EXERCISE TASK =
Return each line of the listing that contains the string "styles".

RAW DATA =
_ _ _ _

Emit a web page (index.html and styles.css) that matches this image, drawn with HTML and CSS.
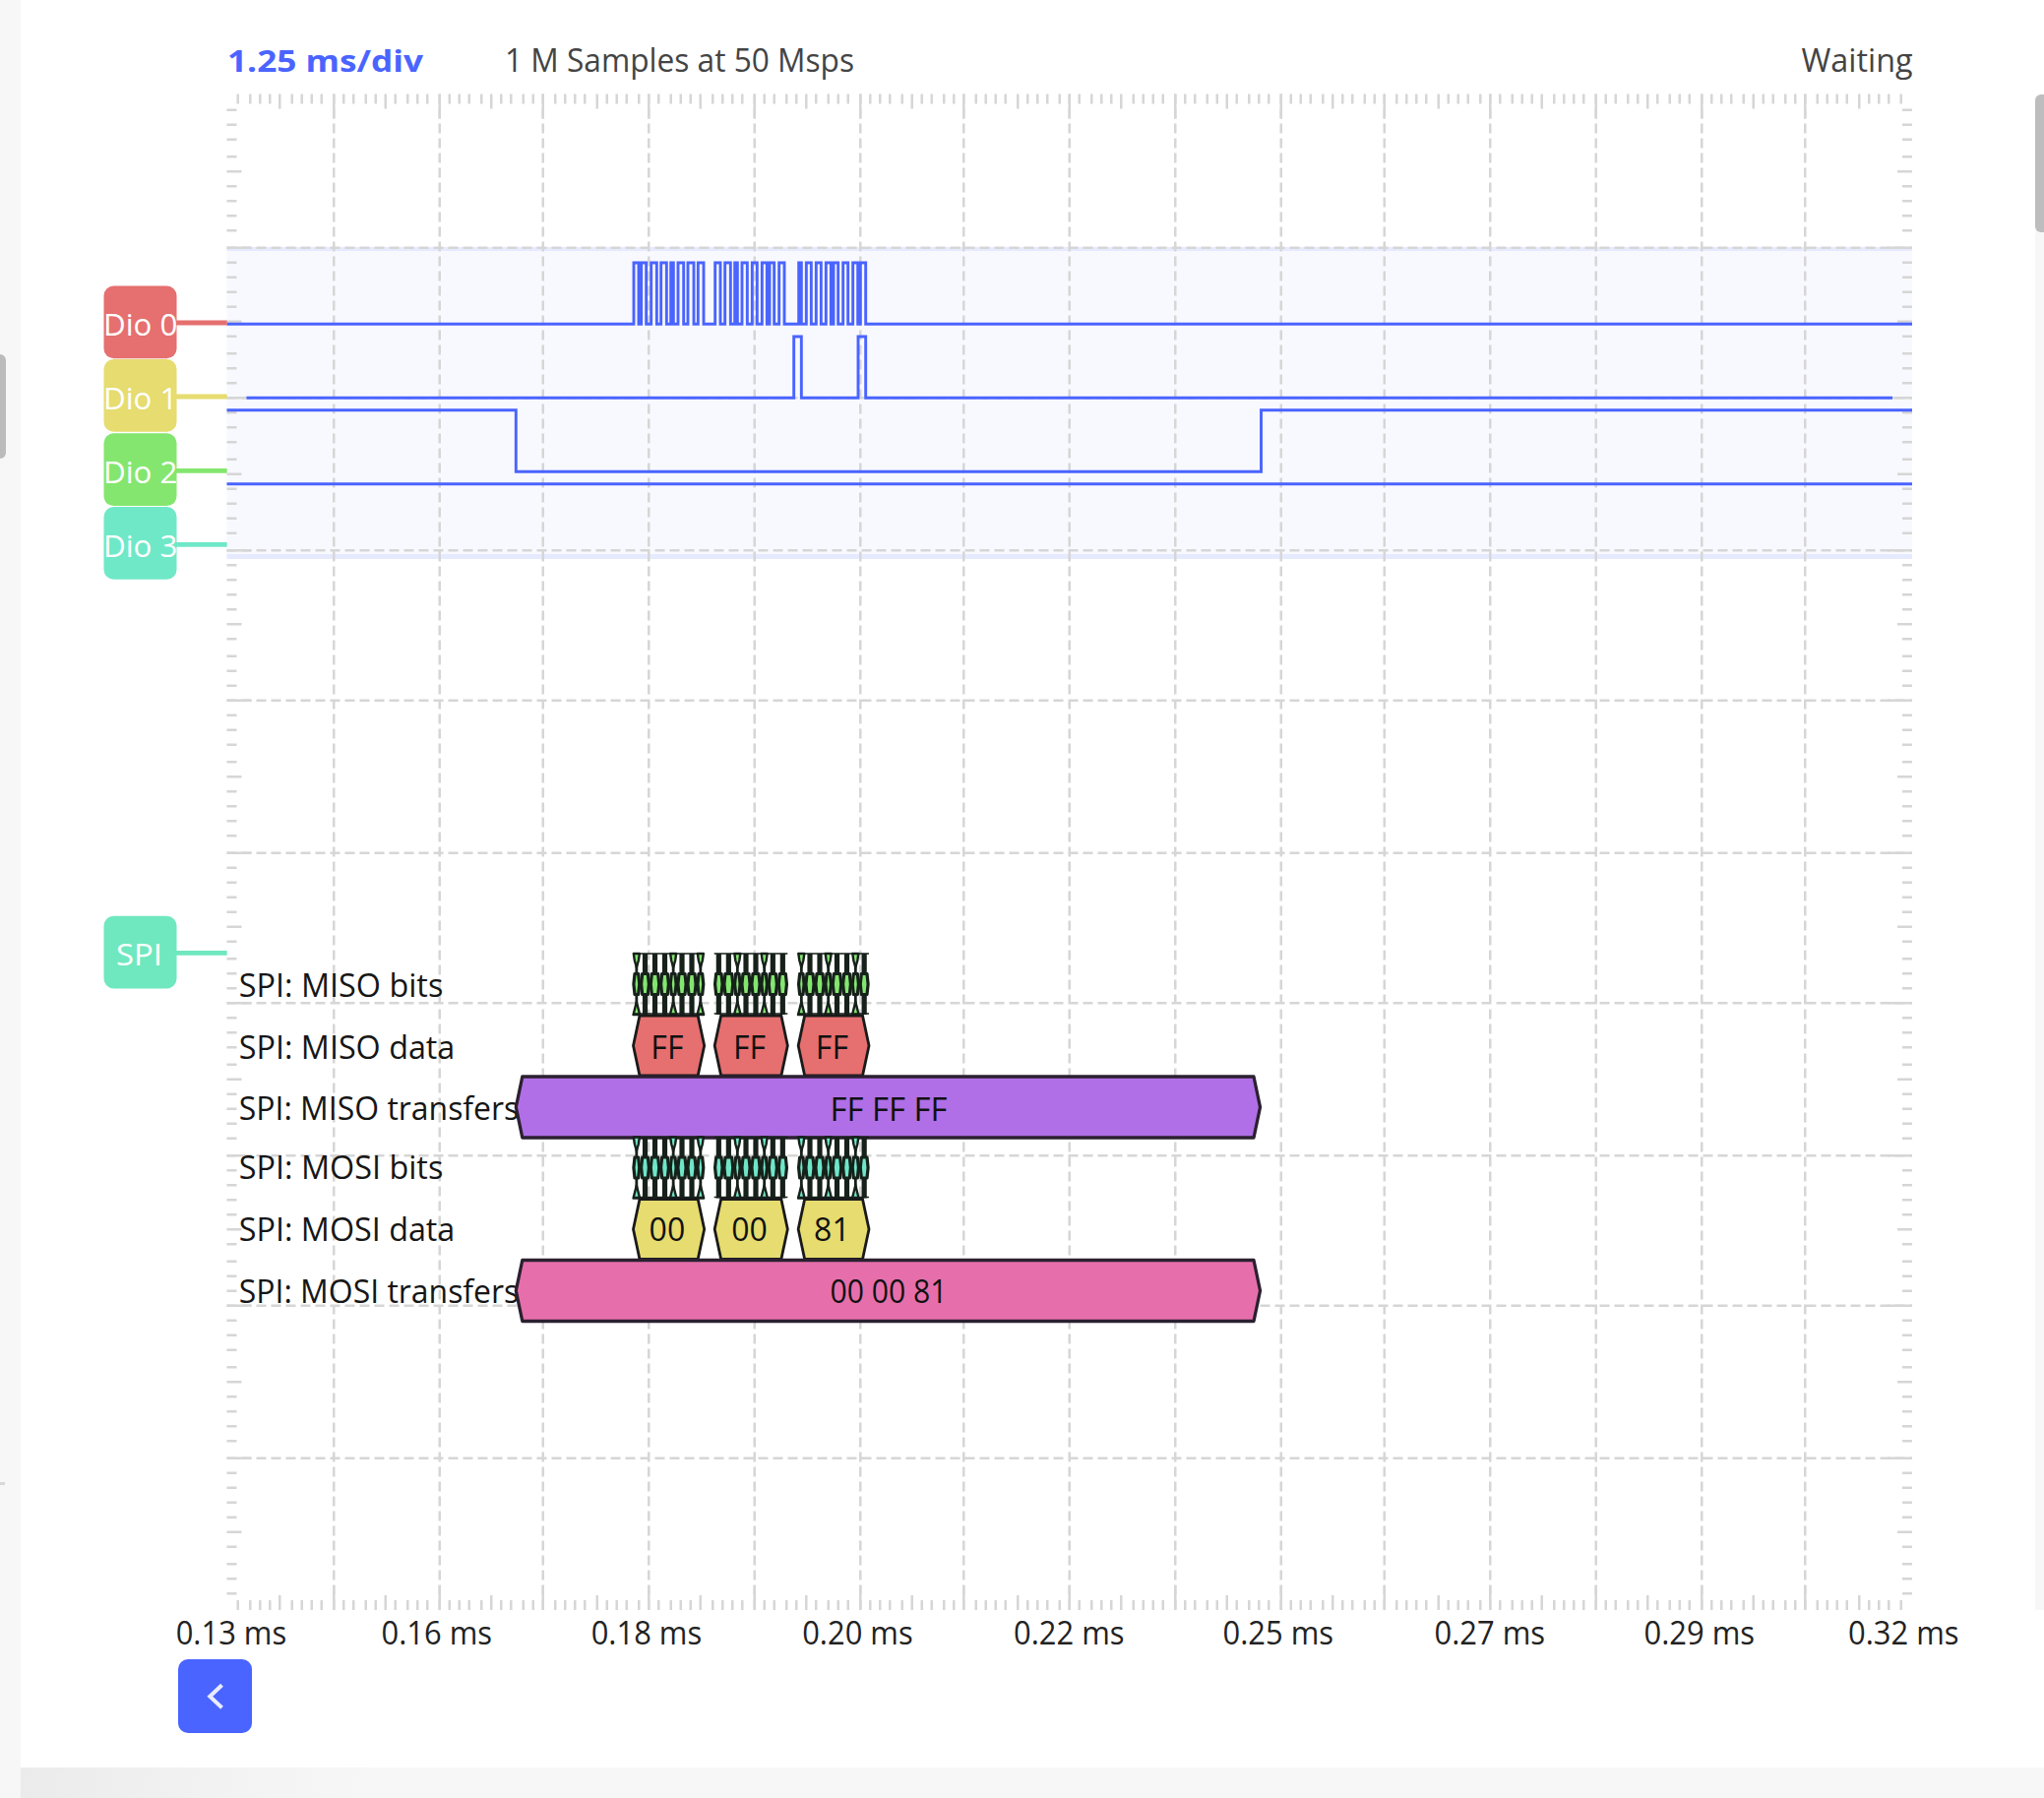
FILE: index.html
```html
<!DOCTYPE html>
<html lang="en">
<head>
<meta charset="utf-8">
<title>Logic Analyzer</title>
<link rel="stylesheet" href="styles.css">
</head>
<body>
<div class="app">
  <aside class="gutter"><div class="gutter-thumb"></div><div class="gutter-mark"></div></aside>
  <main class="panel">
    <svg class="scope" viewBox="21 0 2047 1796" role="img" aria-label="Logic analyzer plot">
      <g class="header">
        <text class="timebase" x="231" y="73" textLength="199" lengthAdjust="spacingAndGlyphs">1.25 ms/div</text>
        <text class="info" x="513" y="73" textLength="355" lengthAdjust="spacingAndGlyphs">1 M Samples at 50 Msps</text>
        <text class="info" x="1830.5" y="73" textLength="113" lengthAdjust="spacingAndGlyphs">Waiting</text>
      </g>
      <g class="band">
        <rect class="band-fill" x="230.5" y="252" width="1712.5" height="314"/>
        <rect class="band-edge" x="230.5" y="251" width="1712.5" height="4"/>
        <rect class="band-edge" x="230.5" y="563" width="1712.5" height="5"/>
      </g>
      <path id="grid-dashes" class="grid dashed"/>
      <path id="grid-ticks" class="grid"/>
      <g id="traces" class="traces"></g>
      <g id="channels"></g>
      <g id="decoder"></g>
      <g id="axis" class="axis"></g>
    </svg>
    <button class="prev" aria-label="Previous"><svg viewBox="0 0 76 76"><path d="M44.8 26.5 32.5 38l12.3 11.5"/></svg></button>
  </main>
  <aside class="scrollbar"><div class="track"><div class="thumb"></div></div></aside>
  <footer class="footer"></footer>
</div>
<script src="scope.js"></script>
</body>
</html>
```
FILE: styles.css
```css
* { box-sizing: border-box; }
body {
  margin: 0;
  background: #fff;
  font-family: "Open Sans", "Noto Sans", sans-serif;
}
.app {
  display: grid;
  grid-template-columns: 21px 1fr 9px;
  grid-template-rows: 1796px 31px;
  width: 2077px;
  height: 1827px;
  overflow: hidden;
}
.gutter {
  grid-row: 1 / 3;
  padding-top: 360px;
  background: #f7f7f7;
}
.gutter-thumb {
  width: 5.5px;
  height: 106px;
  border-radius: 0 6px 6px 0;
  background: #bbb;
}
.gutter-mark {
  width: 5px;
  height: 3px;
  margin-top: 1039.5px;
  background: #d8d8d8;
}
.panel { position: relative; }
.scope {
  display: block;
  width: 2047px;
  height: 1796px;
}
.scope text { font-size: 32px; }
.scope .timebase { font-weight: 700; font-size: 30.5px; fill: #4a64ff; }
.info { fill: #444; }
.band-fill { fill: #f8f9ff; }
.band-edge { fill: #e6eaff; }
.grid { fill: none; stroke: #d6d6d6; stroke-width: 2.5; }
.dashed { stroke-dasharray: 10 5; }
.traces path { fill: none; stroke: #4a64ff; stroke-width: 2.9; }
.link { stroke-width: 4.8; }
.scope .badge-text { fill: #fff; font-size: 31px; }
.cell { stroke: #1a1a1a; stroke-width: 2.8; }
.bit { stroke: #16211a; stroke-width: 3.2; stroke-linejoin: round; }
.notch { stroke: #16211a; stroke-width: 2.4; stroke-linejoin: round; }
.stem { stroke: #16211a; }
.transfer { stroke: #2b2030; stroke-width: 3.3; stroke-linejoin: round; }
.axis text { fill: #222; }
.label { fill: #161616; }
.value { fill: #111; text-anchor: middle; }
.prev {
  position: absolute;
  left: 159.5px;
  top: 1685.5px;
  width: 75.5px;
  height: 75.5px;
  padding: 0;
  border: 0;
  border-radius: 10px;
  background: #4a64ff;
}
.prev svg { display: block; width: 100%; height: 100%; }
.prev path { fill: none; stroke: #e9ecff; stroke-width: 4; }
.scrollbar { padding-top: 95.5px; }
.track { height: 1540.5px; background: #f7f7f7; border-radius: 6px 0 0 0; }
.thumb { height: 140px; border-radius: 6px 0 0 6px; background: #bdbdbf; }
.footer {
  grid-column: 2 / 4;
  background: linear-gradient(90deg, #ebebeb 0, #f3f3f3 220px, #f7f7f7 360px);
}
```
FILE: scope.js
```js
const NS = "http://www.w3.org/2000/svg";
const LEFT = 230.5, RIGHT = 1943, TOP = 95.5, BOTTOM = 1636;

function add(parentId, tag, attrs, text) {
  const el = document.createElementNS(NS, tag);
  for (const k in attrs) el.setAttribute(k, attrs[k]);
  if (text !== undefined) el.textContent = text;
  document.getElementById(parentId).appendChild(el);
  return el;
}

/* Graticule: 16 x 10 divisions with ten ticks in each */
let ticks = "", dashes = "";
for (let n = 1; n < 160; n++) {
  const x = 231.75 + 2.5 * Math.round(4.275 * n + 1e-6);
  const len = n % 10 === 0 ? 25 : n % 5 === 0 ? 15 : 10;
  ticks += `M${x} ${TOP}v${len}M${x} ${BOTTOM}v${-len}`;
  if (n % 10 === 0) dashes += `M${x} ${TOP}V${BOTTOM}`;
}
for (let n = 1; n < 100; n++) {
  const y = 96.75 + 2.5 * Math.round(6.15 * n + 1e-6);
  const len = n % 10 === 0 ? 25 : n % 5 === 0 ? 15 : 10;
  ticks += `M${LEFT} ${y}h${len}M${RIGHT} ${y}h${-len}`;
  if (n % 10 === 0) dashes += `M${LEFT} ${y}H${RIGHT}`;
}
document.getElementById("grid-ticks").setAttribute("d", ticks);
document.getElementById("grid-dashes").setAttribute("d", dashes);

/* Digital traces; pulse edges are in thirds of a pixel from x = 620 */
const px = v => +(620 + v / 3).toFixed(2);
function pulses(x0, x1, low, high, list) {
  let d = `M${x0} ${low}`;
  for (const [a, b] of list) d += `H${px(a)}V${high}H${px(b)}V${low}`;
  return d + `H${x1}`;
}
const clock = [
  [72, 87], [95, 110], [125, 142], [155, 172], [185, 193], [207, 224], [237, 255], [268, 285],
  [320, 336], [350, 367], [380, 388], [402, 418], [433, 448], [463, 478], [486, 500], [515, 531],
  [575, 583], [598, 613], [628, 643], [658, 673], [681, 695], [710, 725], [740, 755], [763, 779]
];
add("traces", "path", { d: pulses(LEFT, RIGHT, 329.3, 267, clock) });
add("traces", "path", { d: pulses(250.5, 1923, 404.3, 342, [[560, 583], [756, 779]]) });
add("traces", "path", { d: `M${LEFT} 416.8H524.3V479.3H1281.5V416.8H${RIGHT}` });
add("traces", "path", { d: `M${LEFT} 491.8H${RIGHT}` });

/* Channel badges */
[
  ["Dio 0", 290.5, 328, 340.7, "#e66f6f"],
  ["Dio 1", 365, 403, 415.7, "#e6dc6f"],
  ["Dio 2", 440.3, 478.3, 490.7, "#84e66f"],
  ["Dio 3", 515, 553.3, 565.7, "#6fe8c8"],
  ["SPI", 930.7, 968.3, 980.5, "#6fe8bf"]
].forEach(([name, y, ly, ty, color]) => {
  const dio = name !== "SPI";
  add("channels", "rect", { x: 105.5, y, width: 74, height: 73.8, rx: 10, fill: color });
  add("channels", "text", {
    class: "badge-text", x: dio ? 105 : 118, y: ty,
    textLength: dio ? 75.5 : 47, lengthAdjust: "spacingAndGlyphs"
  }, name);
  add("channels", "path", { class: "link", d: `M179 ${ly}H230.7`, stroke: color });
});

/* Decoder rows */
function hex(x0, x1, y0, y1, fill, cls) {
  const m = (y0 + y1) / 2, s = 6.5;
  add("decoder", "path", {
    class: cls, fill,
    d: `M${x0} ${m}L${x0 + s} ${y0}L${x1 - s} ${y0}L${x1} ${m}L${x1 - s} ${y1}L${x0 + s} ${y1}Z`
  });
}
/* One-bit cells are narrower than their own slants, so they pinch to a stem above and below */
function bitCell(x0, x1, y, fill) {
  const c = (x0 + x1) / 2, narrow = x1 - x0 < 8.5, bottom = y + 62;
  add("decoder", "path", { class: "stem", d: `M${c} ${y}V${bottom}`, "stroke-width": narrow ? 2.8 : 5.2 });
  if (narrow) {
    add("decoder", "path", {
      class: "notch", fill,
      d: `M${c - 3} ${y}H${c + 3}L${c + 2} ${y + 7}L${c} ${y + 14}L${c - 2} ${y + 7}Z` +
         `M${c - 3.3} ${bottom}H${c + 3.3}L${c} ${bottom - 13}Z`
    });
  }
  const m = y + 31, a = x0 + 0.9, b = x1 - 0.9;
  add("decoder", "path", {
    class: "bit", fill,
    d: `M${a} ${m}L${a + 1.1} ${m - 10.5}H${b - 1.1}L${b} ${m}L${b - 1.1} ${m + 10.5}H${a + 1.1}Z`
  });
}
const bytes = [
  [69, 92, 121, 152, 181, 204, 234, 264, 287],
  [317, 345, 377, 399, 429, 459, 481, 511, 541],
  [572, 594, 624, 654, 676, 707, 736, 760, 789]
];
[
  ["SPI: MISO bits", 1013.4, 207.5], ["SPI: MISO data", 1076.2, 219.5], ["SPI: MISO transfers", 1138.4, 284.5],
  ["SPI: MOSI bits", 1198.4, 207.5], ["SPI: MOSI data", 1261.2, 219.5], ["SPI: MOSI transfers", 1323.6, 284.5]
].forEach(([t, y, w]) => add("decoder", "text", {
  class: "label", x: 242.8, y, textLength: w, lengthAdjust: "spacingAndGlyphs"
}, t));
[
  { top: 969, bit: "#84e66f", data: "#e66f6f", xfer: "#b06fe6", vals: ["FF", "FF", "FF"], dy: 1076.2, ty: 1138.7 },
  { top: 1155.5, bit: "#6fe6c8", data: "#e6dc6f", xfer: "#e66fab", vals: ["00", "00", "81"], dy: 1261, ty: 1323.8 }
].forEach(r => {
  bytes.forEach((b, i) => {
    for (let k = 0; k < 8; k++) bitCell(px(b[k]), px(b[k + 1]), r.top, r.bit);
    add("decoder", "path", {
      class: "stem", "stroke-width": 1.6,
      d: `M${px(b[0])} ${r.top}H${px(b[8])}M${px(b[0])} ${r.top + 61}H${px(b[8])}`
    });
    const x0 = px(b[0]) + 0.5, x1 = px(b[8]);
    hex(x0, x1, r.top + 63, r.top + 124, r.data, "cell");
    add("decoder", "text", { class: "value", x: (x0 + x1) / 2 - 1.7, y: r.dy }, r.vals[i]);
  });
  hex(524.3, 1280.5, r.top + 125, r.top + 187, r.xfer, "transfer");
  add("decoder", "text", {
    class: "value", x: 903, y: r.ty, textLength: 119, lengthAdjust: "spacingAndGlyphs"
  }, r.vals.join(" "));
});

/* Time axis */
[
  ["0.13 ms", 178.7], ["0.16 ms", 387.5], ["0.18 ms", 600.7], ["0.20 ms", 815.2], ["0.22 ms", 1030],
  ["0.25 ms", 1242.5], ["0.27 ms", 1457.5], ["0.29 ms", 1670.5], ["0.32 ms", 1878]
].forEach(([t, x]) => add("axis", "text", {
  x, y: 1670.9, textLength: 112.5, lengthAdjust: "spacingAndGlyphs"
}, t));
```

_ _ _ _

RESPONSE BELOW =
Emit a web page (index.html and styles.css) that matches this image, drawn with HTML and CSS.
<link rel="stylesheet" href="styles.css">
FILE: styles.css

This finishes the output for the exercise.